Within ten minutes, Nisour Square had become a scene of death and despair as grim as any in Iraq since the invasion. As the Raven 23 convoy drove away, moving against the flow of traffic to the north of the circle, turret gunners in the convoy continued to fire their machine guns at civilian vehicles. As one of the gunners, Jeremy P. Ridgeway, would later testify, these were vehicles that “posed no threat to the convoy.”
Ridgeway was the contractor who had fired rounds into the windshield on the mother’s side of the Kia. He also shot at least three rounds from his M4 into the roof of a white Chevrolet Celebrity sedan, sending bullet fragments into the driver’s legs. Later, Ridgeway would testify that he intended to kill the driver of the Chevy sedan. Under oath, he would also say that there had been no attempt on the part of the convoy to provide reasonable warnings to the driver of the Kia to come to a complete stop prior to the use of Raven 23’s deadly force. There were no hand or verbal warnings, no firing of flares and no pointing of weapons at the vehicle without firing.

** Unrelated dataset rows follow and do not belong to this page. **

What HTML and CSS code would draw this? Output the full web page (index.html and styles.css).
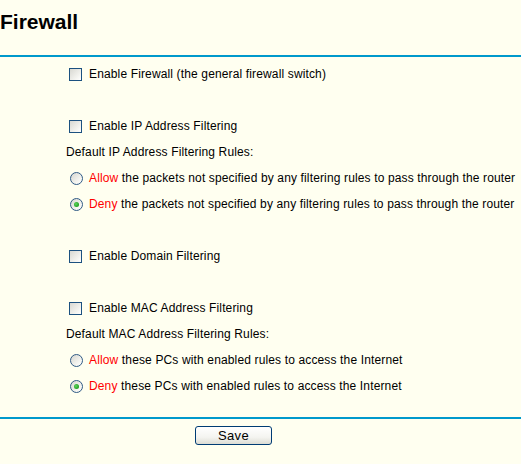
FILE: index.html
```html
<!DOCTYPE html>
<html>
<head>
<meta charset="utf-8">
<link rel="stylesheet" href="styles.css">
</head>
<body>
<h1 class="title">Firewall</h1>
<div class="rule"></div>
<div class="form">
  <label class="row check-row"><span class="checkbox"></span><span>Enable Firewall (the general firewall switch)</span></label>
  <div class="row"></div>
  <label class="row check-row"><span class="checkbox"></span><span>Enable IP Address Filtering</span></label>
  <div class="row caption">Default IP Address Filtering Rules:</div>
  <label class="row radio-row"><span class="radio"></span><span><span class="red">Allow</span> the packets not specified by any filtering rules to pass through the router</span></label>
  <label class="row radio-row"><span class="radio checked"></span><span><span class="red">Deny</span> the packets not specified by any filtering rules to pass through the router</span></label>
  <div class="row"></div>
  <label class="row check-row"><span class="checkbox"></span><span>Enable Domain Filtering</span></label>
  <div class="row"></div>
  <label class="row check-row"><span class="checkbox"></span><span>Enable MAC Address Filtering</span></label>
  <div class="row caption">Default MAC Address Filtering Rules:</div>
  <label class="row radio-row"><span class="radio"></span><span><span class="red">Allow</span> these PCs with enabled rules to access the Internet</span></label>
  <label class="row radio-row"><span class="radio checked"></span><span><span class="red">Deny</span> these PCs with enabled rules to access the Internet</span></label>
</div>
<div class="rule bottom"></div>
<div class="actions"><button class="btn">Save</button></div>
</body>
</html>
```
FILE: styles.css
```css
html, body {
  margin: 0;
  padding: 0;
  background: #fffff0;
  font-family: "Liberation Sans", Arial, sans-serif;
  font-size: 12px;
  color: #000;
}
.title {
  margin: 10px 0 0 0;
  height: 24px;
  line-height: 24px;
  font-size: 21px;
  font-weight: bold;
}
.rule {
  margin-top: 21px;
  height: 2px;
  background: #0099cc;
}
.form {
  padding-top: 4px;
  letter-spacing: 0.14px;
}
.row {
  height: 26px;
  display: flex;
  align-items: center;
  white-space: nowrap;
}
.check-row {
  padding-left: 69px;
}
.radio-row {
  padding-left: 70px;
}
.caption {
  padding-left: 66px;
}
.checkbox {
  width: 11px;
  height: 11px;
  border: 1px solid #1c5180;
  background: linear-gradient(135deg, #d8d8d2 0%, #f4f4f0 70%, #ffffff 100%);
  margin-right: 7px;
  flex: none;
}
.radio {
  width: 11px;
  height: 11px;
  border: 1px solid #2f5a85;
  border-radius: 50%;
  background: linear-gradient(135deg, #d6d6d0 0%, #f6f6f2 70%, #ffffff 100%);
  margin-right: 6px;
  flex: none;
  display: flex;
  align-items: center;
  justify-content: center;
}
.radio.checked::after {
  content: "";
  width: 5px;
  height: 5px;
  border-radius: 50%;
  background: radial-gradient(circle at 40% 40%, #5fd45f 0%, #21a121 70%);
}
.red {
  color: #ff0000;
}
.bottom {
  margin-top: 18px;
}
.actions {
  padding: 7px 0 0 195px;
}
.btn {
  width: 77px;
  height: 19px;
  padding: 0;
  border: 1px solid #003c74;
  border-radius: 3px;
  background: linear-gradient(#ffffff 0%, #f4f4f0 60%, #dcdcd4 100%);
  font-family: "Liberation Sans", Arial, sans-serif;
  font-size: 13px;
  letter-spacing: 0.3px;
  color: #000;
  line-height: 17px;
}
```
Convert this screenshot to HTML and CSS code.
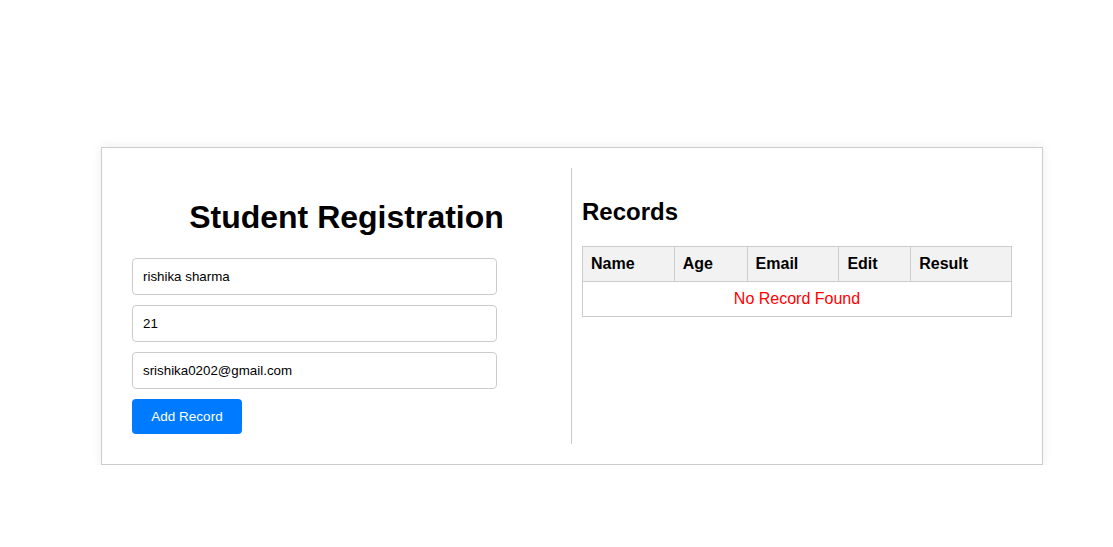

As a condition of all State Department contractors, Ridgeway and his Raven 23 colleagues had signed what was called the useof-force policy, or the State Department Mission Firearms Policy for Iraq. It specified that deadly force was permitted only when all other means for protecting the individuals the contractor was hired to guard had failed or “would be likely to fail.” This meant, the policy acknowledged, that the contractor on the scene “may often be forced to make split-second decisions.” In this particular case, the critical decision was made by the “shift leader” of the convoy, who ordered the Raven 23 contractors to set up the blockade at Nisour Square.
In the aftermath of the massacre, the industry braced for a storm of criticism. The International Peace Operations Association in Washington shifted into high gear, as did the companies savvy enough to be working with public relations firms. ..(..).. Still, no public relations wand could wave away the damage of such an incident to an industry trying to persuade the world that it was about peace and security, not uncontrollable violence. The murders at Nisour Square exposed what could best be described as privatized mayhem.
From INVISIBLE SOLDIERS by Ann Hagedorn. Copyright © 2014 by Ann Hagedorn. Reprinted by permission of Simon & Schuster, Inc.
Ann Hagedorn has been a staff writer for The Wall Street Journal and has taught writing at Northwestern University’s Medill School of Journalism and at Columbia University’s Graduate School of Journalism. Her previous books are Wild Ride, Ransom, Beyond the River, and Savage Peace.
Lead photo credit: Security contractors are seen in a helicopter in Baghdad, Iraq, after a roadside bomb struck a private security convoy Monday, June 6, 2011. (AP Photo/Khalid Mohammed)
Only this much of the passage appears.